## Exercise aim
Copy exactly, leaving out every image, the lines from the one with "Rebuild this table" through the one with "bg-gradient-to-r from-white via-[#fafafa]", inclusive.

## Stored data
* * * * * * *
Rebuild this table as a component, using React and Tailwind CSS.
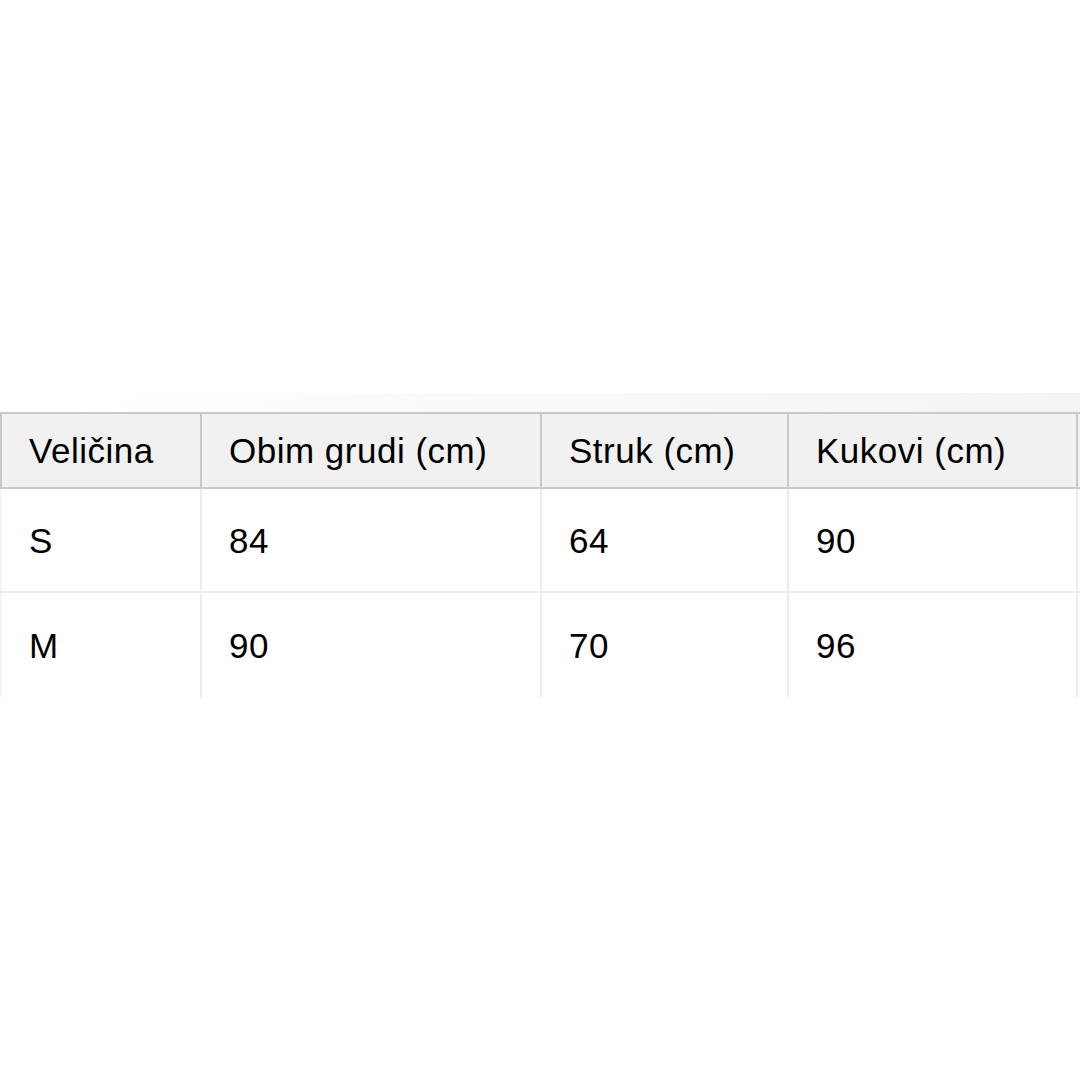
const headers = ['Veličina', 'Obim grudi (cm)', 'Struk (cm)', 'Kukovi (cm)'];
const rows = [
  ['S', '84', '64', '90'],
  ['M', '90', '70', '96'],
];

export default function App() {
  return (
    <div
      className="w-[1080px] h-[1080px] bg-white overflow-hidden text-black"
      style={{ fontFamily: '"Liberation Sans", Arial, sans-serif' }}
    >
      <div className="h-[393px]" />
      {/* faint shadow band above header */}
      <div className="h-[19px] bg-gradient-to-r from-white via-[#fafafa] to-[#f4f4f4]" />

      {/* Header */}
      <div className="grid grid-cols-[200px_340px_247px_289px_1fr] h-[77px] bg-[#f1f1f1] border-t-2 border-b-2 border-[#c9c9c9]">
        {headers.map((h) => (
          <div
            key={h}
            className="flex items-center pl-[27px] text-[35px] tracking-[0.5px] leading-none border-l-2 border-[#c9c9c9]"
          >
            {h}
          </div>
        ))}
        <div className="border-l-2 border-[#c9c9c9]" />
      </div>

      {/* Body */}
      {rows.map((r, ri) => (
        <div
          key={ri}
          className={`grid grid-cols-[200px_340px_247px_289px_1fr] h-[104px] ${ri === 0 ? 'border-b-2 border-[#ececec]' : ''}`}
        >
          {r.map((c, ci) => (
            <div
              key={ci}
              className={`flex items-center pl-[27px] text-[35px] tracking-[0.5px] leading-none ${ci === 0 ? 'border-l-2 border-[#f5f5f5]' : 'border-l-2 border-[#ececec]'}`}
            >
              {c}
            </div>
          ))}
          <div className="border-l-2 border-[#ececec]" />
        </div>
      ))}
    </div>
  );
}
* * * * * * *
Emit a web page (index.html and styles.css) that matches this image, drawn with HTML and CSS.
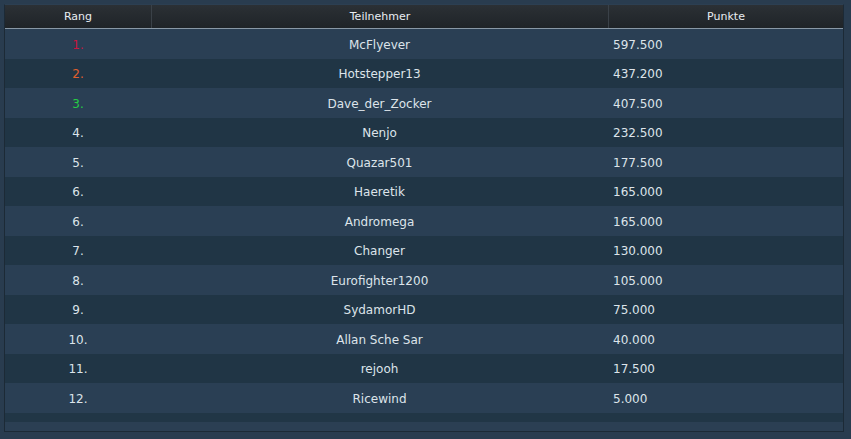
* * * * * * *
## Solution for this task
Rebuild this table as a component, using React and Tailwind CSS.
const headers = ['Veličina', 'Obim grudi (cm)', 'Struk (cm)', 'Kukovi (cm)'];
const rows = [
  ['S', '84', '64', '90'],
  ['M', '90', '70', '96'],
];

export default function App() {
  return (
    <div
      className="w-[1080px] h-[1080px] bg-white overflow-hidden text-black"
      style={{ fontFamily: '"Liberation Sans", Arial, sans-serif' }}
    >
      <div className="h-[393px]" />
      {/* faint shadow band above header */}
      <div className="h-[19px] bg-gradient-to-r from-white via-[#fafafa] to-[#f4f4f4]" />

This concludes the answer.